Re: blinking lights

Ric Wheeler <rwheeler@xxxxxxxxxx> · Thu, 25 Oct 2018 10:35:33 -0400

On 10/25/18 8:51 AM, John Spray wrote:
On Wed, Oct 24, 2018 at 7:30 PM Ric Wheeler <rwheeler@xxxxxxxxxx> wrote:
On 10/24/18 2:08 PM, Lars Marowsky-Bree wrote:
On 2018-10-24T19:03:45, John Spray <jspray@xxxxxxxxxx> wrote:

Actually this should probably be build with the extension to the whole
node in mind! In case of a total node failure in a 500 node DC, this
might need to be blinked just as well.
Do you mean blinking the node when it's running but none of its OSDs
are, or blinking a fully offline node using lights-off management
layers?
Both would be useful in the long run. Lights-off, or even some tools
like LightPath or whatever it was called that actually allowed to blink
the entire path to a device - in a DC with 20k drives you don't want to
be looking for the one blinking one, you want the light on the row,
then the rack, and then the drive to show you the path.

I'm not saying this needs to be in from day 0, but as we think about it,
we may want to keep the idea in mind - e.g., somehow relate this to the
topology of the hw we have in the crushmap?

Regards,
      Lars

Back at Thinking Machines, we had enough lights to blink that we could make a
big rolling arrow pointing at something for you :)

https://www.top500.org/featured/systems/cm-5-los-alamos-national-lab/

In all seriousness, one issue other storage providers (even ones with total
control on the hardware have had) is that the blinking light code is done by SES
by poking per hardware component firmware and that has been moderately flaky.
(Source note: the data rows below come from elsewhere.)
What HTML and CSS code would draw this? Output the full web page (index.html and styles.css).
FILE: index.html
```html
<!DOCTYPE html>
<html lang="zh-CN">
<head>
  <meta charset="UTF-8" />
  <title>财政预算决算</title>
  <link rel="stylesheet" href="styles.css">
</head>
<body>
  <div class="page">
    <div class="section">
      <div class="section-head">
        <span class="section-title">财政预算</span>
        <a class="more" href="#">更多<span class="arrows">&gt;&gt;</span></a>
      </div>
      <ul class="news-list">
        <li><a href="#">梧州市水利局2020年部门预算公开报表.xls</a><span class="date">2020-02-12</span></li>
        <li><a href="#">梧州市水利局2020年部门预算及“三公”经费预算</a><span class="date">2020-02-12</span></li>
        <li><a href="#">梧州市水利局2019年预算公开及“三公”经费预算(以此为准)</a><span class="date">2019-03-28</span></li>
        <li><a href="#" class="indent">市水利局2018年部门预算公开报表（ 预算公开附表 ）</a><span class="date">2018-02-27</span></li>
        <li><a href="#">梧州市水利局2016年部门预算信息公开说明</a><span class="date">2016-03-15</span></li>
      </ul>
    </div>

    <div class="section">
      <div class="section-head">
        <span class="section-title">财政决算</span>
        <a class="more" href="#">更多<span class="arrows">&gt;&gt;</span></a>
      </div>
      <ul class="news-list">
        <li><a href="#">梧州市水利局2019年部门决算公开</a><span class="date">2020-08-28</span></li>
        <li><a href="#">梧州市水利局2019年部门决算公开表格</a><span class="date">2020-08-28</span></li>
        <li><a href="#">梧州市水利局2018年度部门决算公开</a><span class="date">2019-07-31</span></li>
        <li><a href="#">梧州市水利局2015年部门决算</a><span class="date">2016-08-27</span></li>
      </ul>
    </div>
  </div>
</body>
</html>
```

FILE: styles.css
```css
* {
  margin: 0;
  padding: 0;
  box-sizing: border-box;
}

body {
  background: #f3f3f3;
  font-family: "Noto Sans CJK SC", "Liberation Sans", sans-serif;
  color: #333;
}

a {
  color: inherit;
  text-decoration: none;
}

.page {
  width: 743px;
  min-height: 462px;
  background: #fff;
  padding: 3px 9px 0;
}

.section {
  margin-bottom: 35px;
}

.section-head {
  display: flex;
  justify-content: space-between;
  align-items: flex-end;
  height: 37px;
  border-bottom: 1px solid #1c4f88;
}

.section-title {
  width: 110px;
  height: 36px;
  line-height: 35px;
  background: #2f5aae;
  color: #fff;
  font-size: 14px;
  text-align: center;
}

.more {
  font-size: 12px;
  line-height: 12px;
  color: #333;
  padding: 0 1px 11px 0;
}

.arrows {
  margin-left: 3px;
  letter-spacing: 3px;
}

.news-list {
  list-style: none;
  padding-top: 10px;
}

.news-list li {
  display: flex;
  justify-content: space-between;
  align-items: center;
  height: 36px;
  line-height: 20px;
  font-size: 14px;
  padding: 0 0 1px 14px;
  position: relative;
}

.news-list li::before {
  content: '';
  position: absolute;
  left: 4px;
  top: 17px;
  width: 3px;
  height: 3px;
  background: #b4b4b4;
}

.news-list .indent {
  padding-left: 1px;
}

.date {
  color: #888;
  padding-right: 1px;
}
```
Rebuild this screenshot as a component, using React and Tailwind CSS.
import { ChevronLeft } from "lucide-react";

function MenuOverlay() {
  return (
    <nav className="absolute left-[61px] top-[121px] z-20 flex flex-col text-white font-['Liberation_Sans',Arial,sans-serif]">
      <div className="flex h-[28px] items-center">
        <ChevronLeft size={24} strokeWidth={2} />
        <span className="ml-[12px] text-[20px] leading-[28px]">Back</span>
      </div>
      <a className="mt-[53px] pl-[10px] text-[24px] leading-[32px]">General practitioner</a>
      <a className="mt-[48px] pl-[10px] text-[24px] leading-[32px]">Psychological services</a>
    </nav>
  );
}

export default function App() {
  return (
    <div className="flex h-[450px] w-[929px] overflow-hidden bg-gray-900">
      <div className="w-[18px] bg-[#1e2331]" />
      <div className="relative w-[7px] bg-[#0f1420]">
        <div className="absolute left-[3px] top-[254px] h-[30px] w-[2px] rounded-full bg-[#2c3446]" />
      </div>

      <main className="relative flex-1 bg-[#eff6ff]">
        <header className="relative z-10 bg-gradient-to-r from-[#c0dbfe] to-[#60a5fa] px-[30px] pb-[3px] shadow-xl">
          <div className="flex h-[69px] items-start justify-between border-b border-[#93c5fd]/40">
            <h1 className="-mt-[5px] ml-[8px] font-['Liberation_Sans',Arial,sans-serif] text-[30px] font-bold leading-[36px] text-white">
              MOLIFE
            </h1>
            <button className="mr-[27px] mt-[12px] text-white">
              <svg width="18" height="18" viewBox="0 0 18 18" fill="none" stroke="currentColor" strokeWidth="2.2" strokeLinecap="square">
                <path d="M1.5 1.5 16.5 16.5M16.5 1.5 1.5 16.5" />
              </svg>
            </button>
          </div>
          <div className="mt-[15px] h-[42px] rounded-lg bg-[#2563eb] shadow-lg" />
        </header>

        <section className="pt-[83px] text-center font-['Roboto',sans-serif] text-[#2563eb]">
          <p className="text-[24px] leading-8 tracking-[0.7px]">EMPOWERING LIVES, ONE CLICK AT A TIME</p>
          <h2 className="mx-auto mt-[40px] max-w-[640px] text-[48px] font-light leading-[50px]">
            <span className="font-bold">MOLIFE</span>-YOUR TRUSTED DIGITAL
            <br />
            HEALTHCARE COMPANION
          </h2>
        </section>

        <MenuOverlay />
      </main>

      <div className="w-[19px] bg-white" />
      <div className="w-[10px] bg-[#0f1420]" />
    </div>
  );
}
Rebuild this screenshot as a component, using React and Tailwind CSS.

I don't recall who listened to Erik talk at Vault (?) a few years back about
their blinking light code, but it did occasionally light the led in the wrong
enclosure due to a firmware bug.

To be clear, overall, this is a huge need so I am hopeful it will be a major
step forward for us, but we need to be very careful about testing and maybe
looking at probing the hardware path/blacklisting parts that are know to be flaky.
True for certain definitions of "we" -- when Ceph is consuming
libstoragemgmt, it seems like libstoragemgmt would be the sensible
layer to blacklist any known-buggy hardware, rather than the higher
level storage systems.

John

Typically, we put blacklist of things known not to work down at the lowest point 
of the stack that is in common (i.e., a driver in linux will blacklist/whitelist 
things) so that makes sense for stacks running with libstoragemgmt.

If other implementations avoid using this, I suppose they can make their own 
list or copy it out.

My broader hope is that we can get a good test to help validate the right thing 
happens that will let anyone shake out bad hardware or configurations. If such a 
test is used widely, hardware vendors might well start using it to weed out bad 
hardware before we have to...

ric